##### RECORDED INFORMATION #####

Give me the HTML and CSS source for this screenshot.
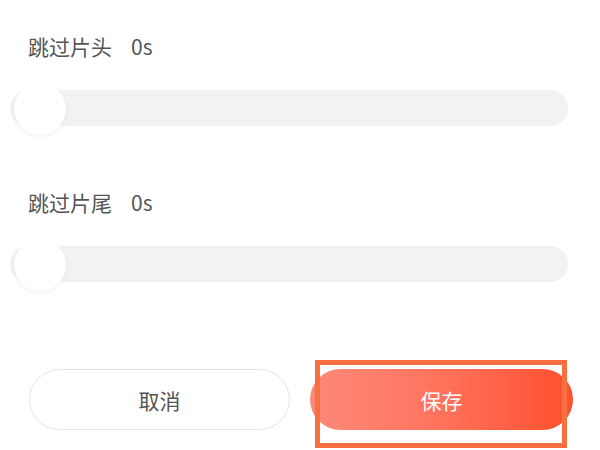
FILE: index.html
```html
<!DOCTYPE html>
<html lang="zh">
<head>
<meta charset="utf-8">
<link rel="stylesheet" href="styles.css">
</head>
<body>
<div class="page">
  <div class="label label-first"><span>跳过片头</span><span class="val">0s</span></div>
  <div class="track"><div class="thumb"></div></div>
  <div class="label label-second"><span>跳过片尾</span><span class="val">0s</span></div>
  <div class="track"><div class="thumb"></div></div>
  <div class="buttons">
    <div class="btn cancel">取消</div>
    <div class="btn save">保存</div>
  </div>
  <div class="highlight"></div>
</div>
</body>
</html>
```
FILE: styles.css
```css
html, body {
  margin: 0;
  padding: 0;
  background: #ffffff;
}
.page {
  position: relative;
  width: 600px;
  height: 450px;
  overflow: hidden;
  font-family: "Noto Sans CJK SC", "Noto Sans", sans-serif;
  color: #555555;
}
.label {
  display: flex;
  gap: 19px;
  font-size: 21px;
  line-height: 28px;
  margin-left: 28px;
}
.label-first { padding-top: 32px; }
.label-second { margin-top: 62px; }
.track {
  position: relative;
  margin: 30px 0 0 10px;
  width: 558px;
  height: 36px;
  border-radius: 18px;
  background: #f2f2f2;
}
.thumb {
  position: absolute;
  left: 4px;
  top: -7px;
  width: 52px;
  height: 52px;
  border-radius: 50%;
  background: #ffffff;
  box-shadow: 0 2px 5px rgba(0, 0, 0, 0.06);
}
.buttons {
  display: flex;
  gap: 20px;
  margin: 87px 0 0 29px;
}
.btn {
  height: 61px;
  border-radius: 31px;
  display: flex;
  align-items: center;
  justify-content: center;
  font-size: 21px;
  box-sizing: border-box;
}
.cancel {
  width: 261px;
  border: 1.5px solid #e4e4e4;
  color: #555555;
}
.save {
  width: 263px;
  background: linear-gradient(90deg, #fc8a79 0%, #ff7560 45%, #ff4f2f 100%);
  color: #ffffff;
}
.highlight {
  position: absolute;
  left: 315px;
  top: 360px;
  width: 252px;
  height: 88px;
  box-sizing: border-box;
  border: 5px solid #f7703f;
}
```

#####

• _WRITTEN INSTRUCTION_: Go through the listing above and write it out again exactly, dropping the pictures.

• _ANSWER_:
Give me the HTML and CSS source for this screenshot.
FILE: index.html
```html
<!DOCTYPE html>
<html lang="zh">
<head>
<meta charset="utf-8">
<link rel="stylesheet" href="styles.css">
</head>
<body>
<div class="page">
  <div class="label label-first"><span>跳过片头</span><span class="val">0s</span></div>
  <div class="track"><div class="thumb"></div></div>
  <div class="label label-second"><span>跳过片尾</span><span class="val">0s</span></div>
  <div class="track"><div class="thumb"></div></div>
  <div class="buttons">
    <div class="btn cancel">取消</div>
    <div class="btn save">保存</div>
  </div>
  <div class="highlight"></div>
</div>
</body>
</html>
```
FILE: styles.css
```css
html, body {
  margin: 0;
  padding: 0;
  background: #ffffff;
}
.page {
  position: relative;
  width: 600px;
  height: 450px;
  overflow: hidden;
  font-family: "Noto Sans CJK SC", "Noto Sans", sans-serif;
  color: #555555;
}
.label {
  display: flex;
  gap: 19px;
  font-size: 21px;
  line-height: 28px;
  margin-left: 28px;
}
.label-first { padding-top: 32px; }
.label-second { margin-top: 62px; }
.track {
  position: relative;
  margin: 30px 0 0 10px;
  width: 558px;
  height: 36px;
  border-radius: 18px;
  background: #f2f2f2;
}
.thumb {
  position: absolute;
  left: 4px;
  top: -7px;
  width: 52px;
  height: 52px;
  border-radius: 50%;
  background: #ffffff;
  box-shadow: 0 2px 5px rgba(0, 0, 0, 0.06);
}
.buttons {
  display: flex;
  gap: 20px;
  margin: 87px 0 0 29px;
}
.btn {
  height: 61px;
  border-radius: 31px;
  display: flex;
  align-items: center;
  justify-content: center;
  font-size: 21px;
  box-sizing: border-box;
}
.cancel {
  width: 261px;
  border: 1.5px solid #e4e4e4;
  color: #555555;
}
.save {
  width: 263px;
  background: linear-gradient(90deg, #fc8a79 0%, #ff7560 45%, #ff4f2f 100%);
  color: #ffffff;
}
.highlight {
  position: absolute;
  left: 315px;
  top: 360px;
  width: 252px;
  height: 88px;
  box-sizing: border-box;
  border: 5px solid #f7703f;
}
```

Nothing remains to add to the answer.